The Square, Stow-on-the-Wold
Cotswold boutique Cutter Brooks is a complete surprise. We expected another adorable but predictable homewares store with painted cups and impractical pot holders, but instead we walked into a delightfully fragrant, impeccably stylish magpie’s nest of treasures. Store owner (and ex Barneys fashion director) Amanda Brooks has brought a tastemaker’s eye to this raincoat-and-Wellies part of the world. Stop in, check out the ikat tablecloths, the scrunchies made from vintage Chanel scarves, the woven straw baskets straight from a Saint-Rémy market, and the classic pieces personally scouted by Brooks. Maybe the best shopping isn’t in London—it’s in sleepy Stow-on-the-Wold.
The Village Pub
The Village Pub serves excellent food every night of the week, but the Sunday lunch is otherworldly. A typical plate looks like this: thin slices of tender meat, extra-crispy roasted potatoes, airy Yorkshire puddings, and lashings of buttery vegetables all doused in a rich gravy. It’s intended to be a drawn-out, almost ceremonial affair. Everyone eats too much and somehow still finds room for apple tart, fruit crumble, or sticky toffee pudding). It’s all followed by a long ramble through the ridiculously lush Barnsley House grounds afterward. (It’s no surprise that the property was, at one time owned by a famous gardener—the late Rosemary Verey.) Food aside, the setting—low ceilings, blazing fires, sofas scattered with tartan cushions—invites you to sit, stay, and read the newspapers with a cup of coffee or perhaps a glass of port.

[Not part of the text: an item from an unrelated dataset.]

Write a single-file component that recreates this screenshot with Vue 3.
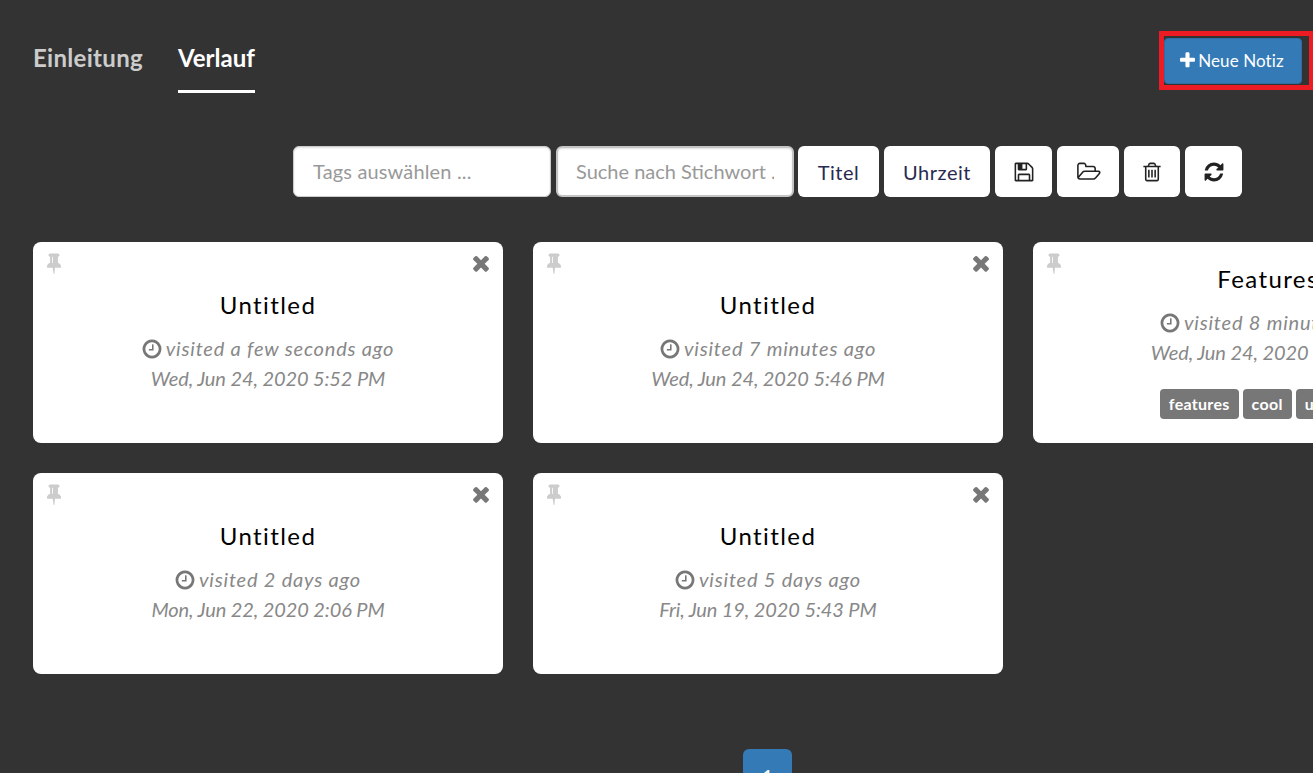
<script setup>
const P = {
  plus: 'M1600 736v192q0 40-28 68t-68 28h-416v416q0 40-28 68t-68 28h-192q-40 0-68-28t-28-68v-416h-416q-40 0-68-28t-28-68v-192q0-40 28-68t68-28h416v-416q0-40 28-68t68-28h192q40 0 68 28t28 68v416h416q40 0 68 28t28 68z',
  times: 'M1490 1322q0 40-28 68l-136 136q-28 28-68 28t-68-28l-294-294-294 294q-28 28-68 28t-68-28l-136-136q-28-28-28-68t28-68l294-294-294-294q-28-28-28-68t28-68l136-136q28-28 68-28t68 28l294 294 294-294q28-28 68-28t68 28l136 136q28 28 28 68t-28 68l-294 294 294 294q28 28 28 68z',
  clock: 'M1024 544v448q0 14-9 23t-23 9h-320q-14 0-23-9t-9-23v-64q0-14 9-23t23-9h224v-352q0-14 9-23t23-9h64q14 0 23 9t9 23zm416 352q0-148-73-273t-198-198-273-73-273 73-198 198-73 273 73 273 198 198 273 73 273-73 198-198 73-273zm224 0q0 209-103 385.500t-279.500 279.500-385.500 103-385.500-103-279.500-279.500-103-385.500 103-385.500 279.500-279.500 385.500-103 385.500 103 279.500 279.500 103 385.500z',
  pin: 'M800 864v-448q0-14-9-23t-23-9-23 9-9 23v448q0 14 9 23t23 9 23-9 9-23zm672 352q0 26-19 45t-45 19h-429l-51 483q-2 12-10.500 20.500t-20.500 8.500h-1q-27 0-32-27l-76-485h-404q-26 0-45-19t-19-45q0-123 78.500-221.500t177.500-98.500v-512q-52 0-90-38t-38-90 38-90 90-38h640q52 0 90 38t38 90-38 90-90 38v512q99 0 177.500 98.500t78.500 221.500z',
  save: 'M512 1536h768v-384h-768v384zm896 0h128v-896q0-14-10-38.500t-20-34.500l-281-281q-10-10-34-20t-39-10v416q0 40-28 68t-68 28h-576q-40 0-68-28t-28-68v-416h-128v1280h128v-416q0-40 28-68t68-28h832q40 0 68 28t28 68v416zm-384-928v-320q0-13-9.500-22.500t-22.500-9.500h-192q-13 0-22.500 9.500t-9.500 22.500v320q0 13 9.500 22.500t22.500 9.500h192q13 0 22.500-9.500t9.500-22.500zm640 32v928q0 40-28 68t-68 28h-1344q-40 0-68-28t-28-68v-1344q0-40 28-68t68-28h928q40 0 88 20t76 48l280 280q28 28 48 76t20 88z',
  open: 'M1845 931q0-35-53-35h-1088q-40 0-85.500 21.500t-71.500 52.500l-294 363q-18 24-18 40 0 35 53 35h1088q40 0 86-22t71-53l294-363q18-22 18-39zm-1141-163h768v-160q0-40-28-68t-68-28h-576q-40 0-68-28t-28-68v-64q0-40-28-68t-68-28h-320q-40 0-68 28t-28 68v853l256-315q44-53 116-87.500t140-34.500zm1269 163q0 62-46 120l-295 363q-43 53-116 87.500t-140 34.500h-1088q-92 0-158-66t-66-158v-960q0-92 66-158t158-66h320q92 0 158 66t66 158v32h544q92 0 158 66t66 158v160h192q54 0 99 24.500t67 70.500q15 32 15 68z',
  trash: 'M704 736v576q0 14-9 23t-23 9h-64q-14 0-23-9t-9-23v-576q0-14 9-23t23-9h64q14 0 23 9t9 23zm256 0v576q0 14-9 23t-23 9h-64q-14 0-23-9t-9-23v-576q0-14 9-23t23-9h64q14 0 23 9t9 23zm256 0v576q0 14-9 23t-23 9h-64q-14 0-23-9t-9-23v-576q0-14 9-23t23-9h64q14 0 23 9t9 23zm128 724v-948h-896v948q0 22 7 40.500t14.500 27 10.500 8.500h832q3 0 10.500-8.500t14.500-27 7-40.500zm-672-1076h448l-48-117q-7-9-17-11h-317q-10 2-17 11zm928 32v64q0 14-9 23t-23 9h-96v948q0 83-47 143.500t-113 60.500h-832q-66 0-113-58.500t-47-141.500v-952h-96q-14 0-23-9t-9-23v-64q0-14 9-23t23-9h309l70-167q15-37 54-63t79-26h320q40 0 79 26t54 63l70 167h309q14 0 23 9t9 23z',
  refresh: 'M1639 1056q0 5-1 7-64 268-268 434.500t-478 166.500q-146 0-282.500-55t-243.500-157l-129 129q-19 19-45 19t-45-19-19-45v-448q0-26 19-45t45-19h448q26 0 45 19t19 45-19 45l-137 137q71 66 161 102t187 36q134 0 250-65t186-179q11-17 53-117 8-23 30-23h192q13 0 22.500 9.500t9.500 22.500zm25-800v448q0 26-19 45t-45 19h-448q-26 0-45-19t-19-45 19-45l138-138q-148-137-349-137-134 0-250 65t-186 179q-11 17-53 117-8 23-30 23h-199q-13 0-22.500-9.500t-9.500-22.500v-7q65-268 270-434.500t480-166.500q146 0 284 55.500t245 156.500l130-129q19-19 45-19t45 19 19 45z'
}
const tools = [
  { k: 'save', w: 57, vb: '0 0 1792 1792' },
  { k: 'open', w: 62, vb: '0 0 1984 1792', wide: true },
  { k: 'trash', w: 56, vb: '0 0 1792 1792' },
  { k: 'refresh', w: 57, vb: '0 0 1792 1792' }
]
const notes = [
  { title: 'Untitled', ago: 'visited a few seconds ago', date: 'Wed, Jun 24, 2020 5:52 PM' },
  { title: 'Untitled', ago: 'visited 7 minutes ago', date: 'Wed, Jun 24, 2020 5:46 PM' },
  { title: 'Features', ago: 'visited 8 minutes ago', date: 'Wed, Jun 24, 2020 5:45 PM', tags: ['features', 'cool', 'usability'] },
  { title: 'Untitled', ago: 'visited 2 days ago', date: 'Mon, Jun 22, 2020 2:06 PM' },
  { title: 'Untitled', ago: 'visited 5 days ago', date: 'Fri, Jun 19, 2020 5:43 PM' }
]
</script>

<template>
  <div class="page">
    <header class="top">
      <nav class="tabs">
        <a class="tab">Einleitung</a>
        <a class="tab active">Verlauf</a>
      </nav>
      <div class="mark">
        <button class="new">
          <svg class="plus" viewBox="0 0 1792 1792"><path :d="P.plus" /></svg>
          <span>Neue Notiz</span>
        </button>
      </div>
    </header>

    <section class="toolbar">
      <input class="field f1" placeholder="Tags auswählen ..." />
      <input class="field f2" placeholder="Suche nach Stichwort ..." />
      <button class="tool t1">Titel</button>
      <button class="tool t2">Uhrzeit</button>
      <button v-for="t in tools" :key="t.k" class="tool" :style="{ width: t.w + 'px' }">
        <svg :class="t.wide ? 'ti wide' : 'ti'" :viewBox="t.vb"><path :d="P[t.k]" /></svg>
      </button>
    </section>

    <section class="grid">
      <article v-for="(n, i) in notes" :key="i" class="card">
        <svg class="pin" viewBox="0 0 1792 1792"><path :d="P.pin" /></svg>
        <svg class="close" viewBox="0 0 1792 1792"><path :d="P.times" /></svg>
        <h3>{{ n.title }}</h3>
        <p class="ago">
          <svg class="clock" viewBox="0 0 1792 1792"><path :d="P.clock" /></svg>
          <span>{{ n.ago }}</span>
        </p>
        <p class="date">{{ n.date }}</p>
        <div v-if="n.tags" class="tags">
          <span v-for="t in n.tags" :key="t" class="tag">{{ t }}</span>
        </div>
      </article>
    </section>

    <footer class="pager">
      <a class="pg">1</a>
    </footer>
  </div>
</template>

<style>
html, body { margin: 0; background: #333; overflow: hidden; }
</style>

<style scoped>
.page {
  width: 1313px;
  height: 773px;
  overflow: hidden;
  background: #333;
  font-family: Lato, "Noto Sans", sans-serif;
}
.top {
  display: flex;
  justify-content: space-between;
  align-items: flex-start;
  padding: 31px 0 0 33px;
  height: 146px;
  box-sizing: border-box;
}
.tabs { display: flex; gap: 35px; }
.tab {
  display: block;
  height: 62px;
  box-sizing: border-box;
  border-bottom: 3px solid transparent;
  color: #ccc;
  font-size: 24px;
  font-weight: 700;
  line-height: 54px;
}
.tab:first-child { letter-spacing: 0.3px; }
.tab.active { color: #fff; border-bottom-color: #fff; }
.mark {
  width: 154px;
  height: 59px;
  box-sizing: border-box;
  border: 5px solid #ed1c24;
  border-right-width: 4px;
  padding-top: 2px;
}
.new {
  display: flex;
  align-items: center;
  justify-content: center;
  gap: 1px;
  width: 138px;
  height: 46px;
  padding: 0 4px 2px 0;
  border: 1px solid #2e6da4;
  border-radius: 4px;
  background: #337ab7;
  color: #fff;
  font: inherit;
  font-size: 17px;
  letter-spacing: 0.1px;
}
.plus { width: 19px; height: 19px; fill: #fff; }
.toolbar {
  display: flex;
  justify-content: flex-end;
  gap: 5px;
  height: 51px;
  padding-right: 71px;
}
.field {
  box-sizing: border-box;
  height: 51px;
  padding: 0 18px 2px 19px;
  background: #fff;
  border: 1px solid #ccc;
  border-radius: 6px;
  box-shadow: inset 0 1px 2px rgba(0, 0, 0, 0.12);
  font: inherit;
  font-size: 20px;
  letter-spacing: 0.15px;
  outline: none;
}
.field::placeholder { color: #999; opacity: 1; }
.f1 { width: 258px; }
.f2 { width: 238px; border: 2px solid #c4c4c4; margin-right: -1px; padding-left: 18px; letter-spacing: 0; }
.tool {
  display: flex;
  align-items: center;
  justify-content: center;
  box-sizing: border-box;
  height: 51px;
  padding: 0;
  border: 0;
  border-radius: 6px;
  background: #fff;
  color: #2a2a50;
  font: inherit;
  font-size: 20px;
  letter-spacing: 0.5px;
}
.t1 { width: 81px; }
.t2 { width: 106px; }
.ti { width: 22px; height: 22px; fill: #222; }
.ti.wide { width: 25px; height: 22px; }
.grid {
  display: grid;
  grid-template-columns: repeat(3, 470px);
  grid-auto-rows: 201px;
  gap: 30px;
  margin-top: 45px;
  padding-left: 33px;
}
.card {
  position: relative;
  display: flex;
  flex-direction: column;
  align-items: center;
  justify-content: center;
  overflow: hidden;
  background: #fff;
  border-radius: 8px;
  padding-bottom: 4px;
  box-sizing: border-box;
}
h3 {
  margin: 1px 0 13px;
  color: #000;
  font-size: 24px;
  font-weight: 400;
  line-height: 30px;
  letter-spacing: 1.4px;
}
.ago, .date {
  margin: 0;
  color: #888;
  font-size: 20px;
  font-style: italic;
  line-height: 30px;
  white-space: nowrap;
}
.ago { display: flex; align-items: center; gap: 3px; }
.ago span { letter-spacing: 0.8px; }
.date { letter-spacing: -0.1px; }
.clock { width: 22px; height: 22px; margin: 2px 0 0 -1px; fill: #777; }
.pin { position: absolute; left: 10px; top: 9px; width: 22px; height: 24px; fill: #ccc; }
.close { position: absolute; right: 10px; top: 9px; width: 24px; height: 24px; fill: #777; }
.tags { display: flex; gap: 4px; margin-top: 22px; }
.tag {
  padding: 0 9px;
  background: #777;
  border-radius: 4px;
  color: #fff;
  font-size: 16px;
  font-weight: 700;
  line-height: 30px;
  letter-spacing: 0.3px;
}
.pager { padding: 75px 0 0 743px; }
.pg {
  display: block;
  width: 49px;
  height: 48px;
  background: #337ab7;
  border-radius: 6px 6px 0 0;
  color: #fff;
  font-size: 20px;
  line-height: 54px;
  text-align: center;
}
</style>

Staying at Lucknam Park is a lot like staying at Downton Abbey. The forty-two guest rooms are Georgian marvels, some with frilly canopy beds, all with chintzy wallpaper, silk lampshades, and antique mahogany writing desks—for all the letters you might actually write in a place like this. Evenings kick off with dressy drinks in the library. That’s followed by a formal feast—Scotch salmon bathed in butter, Wiltshire beef, that sort of thing—at Michelin-starred restaurant Hywel Jones. Lucknam Park’s inviting, relaxed atmosphere is luxurious but never stuffy. Between afternoon canters around the estate on one of Lucknam’s horses (there are also well-trained ponies for smaller riders), outdoor soaks in the saltwater pool, and patisserie classes at the superb cooking school, there’s little incentive to leave the estate. And it’s 500 acres, so why would you? But if you do, head to Castle Combe. The village has barely changed since the 1600s.
The Lygon Arms
High St., Broadway
History buffs—and everyone else—tend to swoon over the storied Lygon Arms, which has been operating as an inn since the fourteenth century (the current building dates to the early seventeenth century) and has a guest book that includes Oliver Cromwell and Elizabeth Taylor. Architecturally, the sprawling, wood-beams-and-vaulted-ceilings property doesn’t stray far from its Jacobean foundations. Rooms can be small, so we suggest going for the more-private cottage deluxe option. The ground floor is a maze of snug corners, stuffed sofas, leather armchairs, and antique memorabilia. The bar serves a gin and tonic that is beyond reproach, and the full English breakfast at the elegant Lygon Bar & Grill is worth the journey.